Effect of treatment of phage lysates with UV. Data shown are the averages of three replicates of the experiment ± the standard error of the mean (SEM). Using high-dose UV (300 mJ/cm²), no viable phages were detected in the flowthrough following UV treatment, meaning that the titer had reduced to below 10 PFU/ml. Without UV treatment, the titer was essentially unchanged in the flowthrough compared to the titer of the liquid in the hopper. Lower-dose UV (35 mJ/cm²) resulted in at least a 5-log₁₀-fold reduction in phage titers following treatment.

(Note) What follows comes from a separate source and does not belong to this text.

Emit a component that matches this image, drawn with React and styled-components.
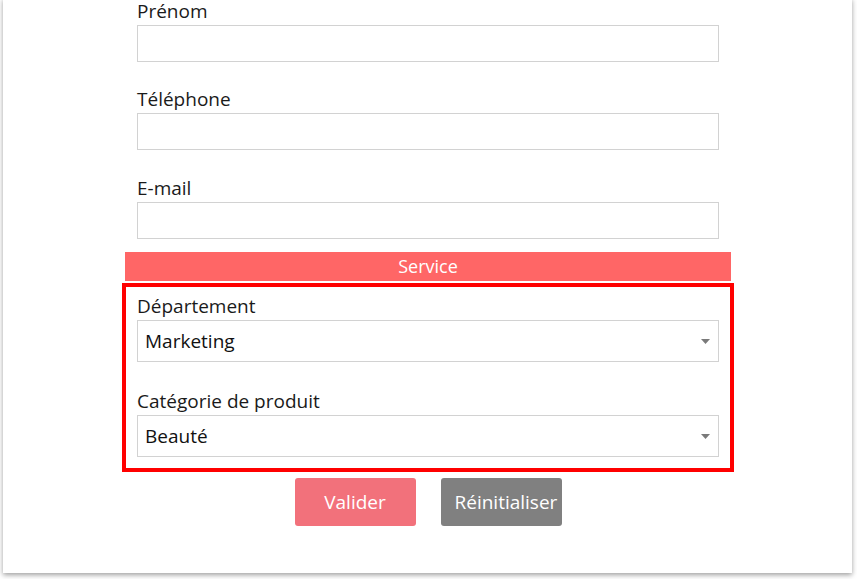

Only a modest (1- to 1.6-log₁₀) reduction was witnessed following treatment of crude phage lysate using the UV apparatus. Results of a Student t test (two-tailed, paired per experiment) did not suggest a significant difference in titer between UV-treated and non-UV-treated crude phage lysates (P = 0.135). Therefore, it is unlikely that the device would be applicable to the treatment of crude liquid preparations (e.g., spent fermentor culture), whereas results given above show that the device performs well when used to treat water containing purified phage at a similar titer. UV irradiation has been shown to be effective for the inactivation of several bacteriophages: bacteriophage MS2 has often been used as a model organism for inactivation studies due both to its UV resistance and to the similarity between its inactivation profile and those of enteric viruses, such as poliomyelitis virus (3, 4, 8, 10). UV radiation sensitivities of ϕX174, T4, and T7 bacteriophages have been found to be greater than that of MS2 (4, 9).

In conclusion, the results of this study suggest that the disinfectant Virkon-S is a highly potent agent for inactivation of bacteriophage lambda that is suitable for treatment of waste in small volumes. NaOH (0.5 M) is effective for the decontamination of steel surfaces following contact with phage. UV irradiation is a potential choice for large volumes of liquid containing phage in water with few contaminants other than salts found in seawater.